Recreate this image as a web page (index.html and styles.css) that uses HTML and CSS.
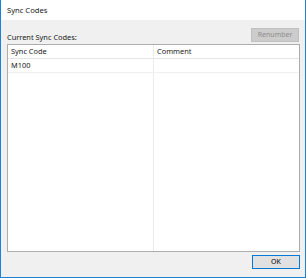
FILE: index.html
```html
<!DOCTYPE html>
<html lang="en">
<head>
  <meta charset="UTF-8" />
  <title>Sync Codes</title>
  <link rel="stylesheet" href="styles.css">
</head>
<body>

  <div class="window">
    <div class="titlebar">Sync Codes</div>

    <div class="content">
      <div class="top-row">
        <span class="label">Current Sync Codes:</span>
        <button class="btn renumber" disabled>Renumber</button>
      </div>

      <div class="list">
        <div class="list-row list-head">
          <div class="cell">Sync Code</div>
          <div class="cell">Comment</div>
        </div>
        <div class="list-row">
          <div class="cell">M100</div>
          <div class="cell"></div>
        </div>
        <div class="list-fill">
          <div class="cell"></div>
          <div class="cell"></div>
        </div>
      </div>

      <div class="bottom-row">
        <button class="btn ok">OK</button>
      </div>
    </div>
  </div>

</body>
</html>
```

FILE: styles.css
```css
body {
  margin: 0;
  font-family: 'Noto Sans', sans-serif;
  font-size: 7.4px;
  color: #1a1a1a;
}

.window {
  width: 306px;
  height: 278px;
  box-sizing: border-box;
  border: 1px solid #1883d7;
  border-top: none;
  display: flex;
  flex-direction: column;
}

.titlebar {
  height: 20px;
  line-height: 20px;
  padding-left: 6px;
  background: #fff;
  font-size: 7.6px;
}

.content {
  flex: 1;
  background: #f0f0f0;
  padding: 8px 5px 8px 6px;
  display: flex;
  flex-direction: column;
}

.top-row {
  display: flex;
  align-items: flex-end;
  justify-content: space-between;
  height: 16px;
}

.label {
  line-height: 12px;
  margin-bottom: 1px;
}

.btn {
  font-family: inherit;
  font-size: 7px;
  width: 48px;
  height: 14px;
  padding: 0;
  box-sizing: border-box;
  line-height: 12px;
}

.renumber {
  align-self: flex-start;
  background: #cccccc;
  border: 1px solid #bfbfbf;
  color: #8d8d8d;
  margin-right: 1px;
}

.list {
  flex: 1;
  background: #fff;
  border: 1px solid #adadad;
  display: flex;
  flex-direction: column;
}

.list-row, .list-fill {
  display: grid;
  grid-template-columns: 146px 1fr;
}

.list-row {
  height: 13px;
  border-bottom: 1px solid #f0f0f0;
}

.list-head {
  border-bottom-color: #e5e5e5;
}

.list-fill {
  flex: 1;
}

.cell {
  padding-left: 3px;
  line-height: 13px;
  border-right: 1px solid #ececec;
}

.cell:last-child {
  border-right: none;
}

.bottom-row {
  display: flex;
  justify-content: flex-end;
  margin-top: 3px;
}

.ok {
  background: #e1e1e1;
  border: 1px solid #0078d7;
  color: #000;
}
```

### Problem to work on
Skipping the pictures, transcribe each line above exactly as it appears.

### Exercise response
Recreate this image as a web page (index.html and styles.css) that uses HTML and CSS.
FILE: index.html
```html
<!DOCTYPE html>
<html lang="en">
<head>
  <meta charset="UTF-8" />
  <title>Sync Codes</title>
  <link rel="stylesheet" href="styles.css">
</head>
<body>

  <div class="window">
    <div class="titlebar">Sync Codes</div>

    <div class="content">
      <div class="top-row">
        <span class="label">Current Sync Codes:</span>
        <button class="btn renumber" disabled>Renumber</button>
      </div>

      <div class="list">
        <div class="list-row list-head">
          <div class="cell">Sync Code</div>
          <div class="cell">Comment</div>
        </div>
        <div class="list-row">
          <div class="cell">M100</div>
          <div class="cell"></div>
        </div>
        <div class="list-fill">
          <div class="cell"></div>
          <div class="cell"></div>
        </div>
      </div>

      <div class="bottom-row">
        <button class="btn ok">OK</button>
      </div>
    </div>
  </div>

</body>
</html>
```

FILE: styles.css
```css
body {
  margin: 0;
  font-family: 'Noto Sans', sans-serif;
  font-size: 7.4px;
  color: #1a1a1a;
}

.window {
  width: 306px;
  height: 278px;
  box-sizing: border-box;
  border: 1px solid #1883d7;
  border-top: none;
  display: flex;
  flex-direction: column;
}

.titlebar {
  height: 20px;
  line-height: 20px;
  padding-left: 6px;
  background: #fff;
  font-size: 7.6px;
}

.content {
  flex: 1;
  background: #f0f0f0;
  padding: 8px 5px 8px 6px;
  display: flex;
  flex-direction: column;
}

.top-row {
  display: flex;
  align-items: flex-end;
  justify-content: space-between;
  height: 16px;
}

.label {
  line-height: 12px;
  margin-bottom: 1px;
}

.btn {
  font-family: inherit;
  font-size: 7px;
  width: 48px;
  height: 14px;
  padding: 0;
  box-sizing: border-box;
  line-height: 12px;
}

.renumber {
  align-self: flex-start;
  background: #cccccc;
  border: 1px solid #bfbfbf;
  color: #8d8d8d;
  margin-right: 1px;
}

.list {
  flex: 1;
  background: #fff;
  border: 1px solid #adadad;
  display: flex;
  flex-direction: column;
}

.list-row, .list-fill {
  display: grid;
  grid-template-columns: 146px 1fr;
}

.list-row {
  height: 13px;
  border-bottom: 1px solid #f0f0f0;
}

.list-head {
  border-bottom-color: #e5e5e5;
}

.list-fill {
  flex: 1;
}

.cell {
  padding-left: 3px;
  line-height: 13px;
  border-right: 1px solid #ececec;
}

.cell:last-child {
  border-right: none;
}

.bottom-row {
  display: flex;
  justify-content: flex-end;
  margin-top: 3px;
}

.ok {
  background: #e1e1e1;
  border: 1px solid #0078d7;
  color: #000;
}
```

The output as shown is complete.